# Task input

# # # # # # #

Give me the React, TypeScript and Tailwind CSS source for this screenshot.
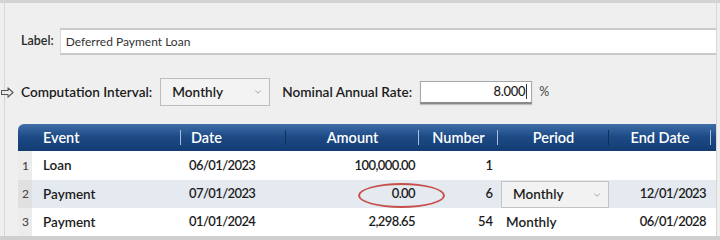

# # # # # # #

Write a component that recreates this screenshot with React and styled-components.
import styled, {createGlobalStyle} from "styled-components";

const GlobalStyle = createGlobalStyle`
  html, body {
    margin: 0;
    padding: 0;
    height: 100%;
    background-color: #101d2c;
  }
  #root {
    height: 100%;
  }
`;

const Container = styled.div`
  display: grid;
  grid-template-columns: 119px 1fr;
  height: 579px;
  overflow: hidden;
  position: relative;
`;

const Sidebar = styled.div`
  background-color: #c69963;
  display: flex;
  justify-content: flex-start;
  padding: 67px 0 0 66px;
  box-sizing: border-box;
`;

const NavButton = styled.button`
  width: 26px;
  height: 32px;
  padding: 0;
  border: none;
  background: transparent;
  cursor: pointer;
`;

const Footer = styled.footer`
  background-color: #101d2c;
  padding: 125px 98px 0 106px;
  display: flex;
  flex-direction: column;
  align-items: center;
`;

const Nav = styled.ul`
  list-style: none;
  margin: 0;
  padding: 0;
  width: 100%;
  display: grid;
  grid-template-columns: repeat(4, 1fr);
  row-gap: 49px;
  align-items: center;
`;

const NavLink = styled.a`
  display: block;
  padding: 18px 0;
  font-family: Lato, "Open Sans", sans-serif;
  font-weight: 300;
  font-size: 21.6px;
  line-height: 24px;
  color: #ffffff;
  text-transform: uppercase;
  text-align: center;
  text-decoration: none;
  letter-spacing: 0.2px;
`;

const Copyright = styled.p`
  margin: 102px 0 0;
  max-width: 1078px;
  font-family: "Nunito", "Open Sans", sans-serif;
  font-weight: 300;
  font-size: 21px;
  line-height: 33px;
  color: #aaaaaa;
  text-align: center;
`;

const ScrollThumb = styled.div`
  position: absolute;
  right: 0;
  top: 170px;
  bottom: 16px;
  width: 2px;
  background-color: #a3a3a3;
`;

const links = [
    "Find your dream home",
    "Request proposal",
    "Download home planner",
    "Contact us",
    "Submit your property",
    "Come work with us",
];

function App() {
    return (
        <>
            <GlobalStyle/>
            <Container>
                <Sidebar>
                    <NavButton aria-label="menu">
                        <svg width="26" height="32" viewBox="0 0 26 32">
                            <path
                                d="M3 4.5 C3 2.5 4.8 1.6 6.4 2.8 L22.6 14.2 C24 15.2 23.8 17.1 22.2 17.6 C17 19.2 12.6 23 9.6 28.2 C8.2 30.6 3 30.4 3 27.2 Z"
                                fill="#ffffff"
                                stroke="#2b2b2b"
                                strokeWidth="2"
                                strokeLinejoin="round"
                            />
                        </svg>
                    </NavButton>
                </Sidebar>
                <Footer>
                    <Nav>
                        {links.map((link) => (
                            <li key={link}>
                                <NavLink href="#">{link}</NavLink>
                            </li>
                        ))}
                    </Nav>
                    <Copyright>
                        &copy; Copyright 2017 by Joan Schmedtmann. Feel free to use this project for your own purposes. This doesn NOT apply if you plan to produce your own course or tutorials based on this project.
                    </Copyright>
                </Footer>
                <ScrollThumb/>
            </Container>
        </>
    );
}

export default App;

# # # # # # #

# Work to do
Search the entries for "React" and copy out each line that has it.

# Written solution
Give me the React, TypeScript and Tailwind CSS source for this screenshot.
Write a component that recreates this screenshot with React and styled-components.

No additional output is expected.